A “licensed-but-independent” offshoot of the 28-year-old TED conference, which brings together luminaries from the worlds of technology, entertainment and design, TEDMED moved to Washington from San Diego this year to influence the national conversation regarding our growing pile of medical messes.
After all, it’s hard to imagine the director of the National Institutes of Health, Francis Collins, flying to California to share a stage with Cookie Monster.
The organizers sold 1,500 tickets, with an additional 200 “delegates” — many of them medical students — granted scholarships, making the event almost as exclusive as it was proud of itself.
There’s a rule at TEDMED: No selling from the stage. But it’s loosely enforced. All of the 70 speakers had something to peddle — their ideas — even if the sales pitch took the form of plush microbe toys tossed like super-sized anthrax spores into the audience.

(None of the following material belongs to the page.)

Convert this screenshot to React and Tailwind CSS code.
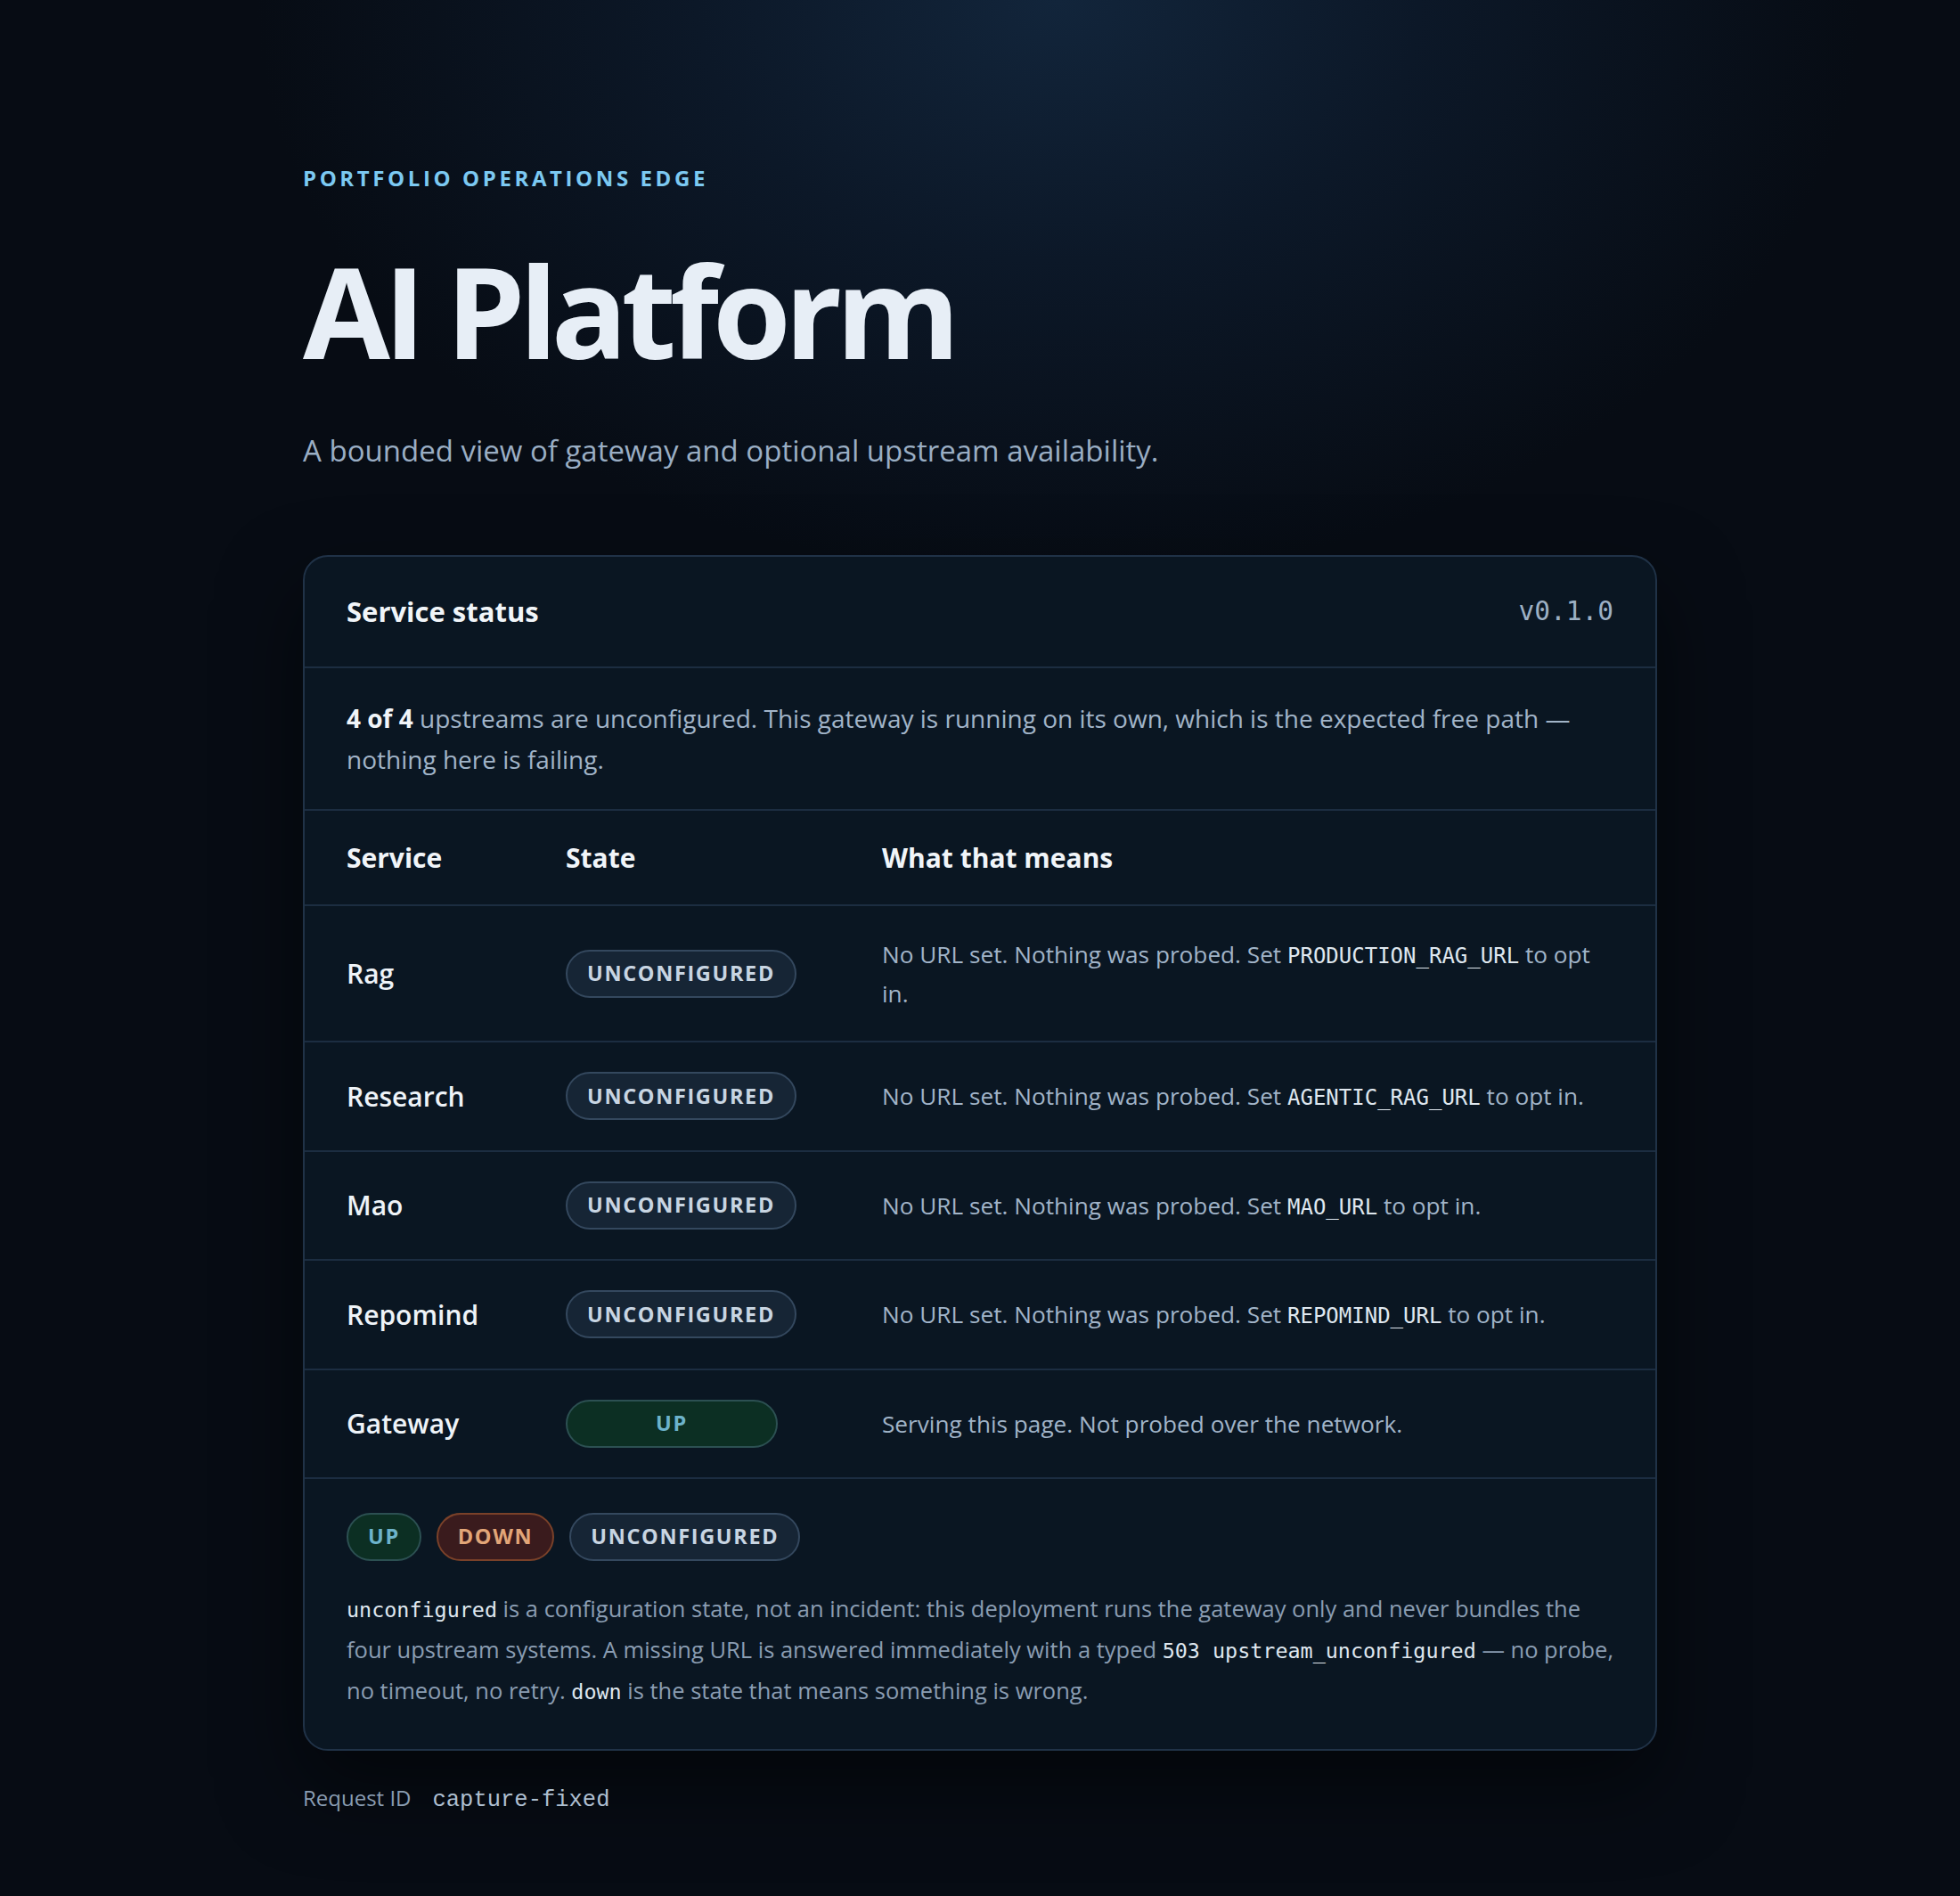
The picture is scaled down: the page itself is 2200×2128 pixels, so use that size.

Call it the Lollapalooza of medical meetings. But here, ultrasound machines for checking for blockage in one’s neck arteries replaced the bungee jump, and choir-enhanced five-course dinners in the gilded Jefferson Building of the Library of Congress stood in for soggy slices of pizza gobbled under a tarp.
The serious, sublime and ridiculous all joyously jostled for brain space while venture capitalists and biotechnology executives and pharma lobbyists availed themselves of meditation chambers and yoga classes.
Eminent Harvard biologist E.O. Wilson doffed his tie upon taking the podium, proclaiming he was overdressed amidst all the “Silicon Valley informal.”
One of his ideas — more of a kernel of an idea, in that it could be fully expressed via Twitter — quickly went semi-viral. “The ideal scientist is one who thinks like a poet and works like a bookkeeper,” Wilson said, and a thousand retweets sent the thought aloft, though the meeting’s shoddy WiFi kept this charming notion from gaining over-the-top online momentum.
Collins declared a grave crisis in the development of new drugs, intoning that it now takes 14 years and a billion dollars to bring a new pharmaceutical to market.
Later, dancer Stephen Petronio gyrated with an intravenous saline drip stuck into his arm. A blue-smocked assistant struggled to wheel the IV stand around as Petronio vigorously relayed a personal story of censorship in London that involved a $1,400 T-shirt adorned with images of cowboys having gay sex. The relationship of the story to modern medicine was unclear except in that the performance could be categorized as modern dance with large-bore needles.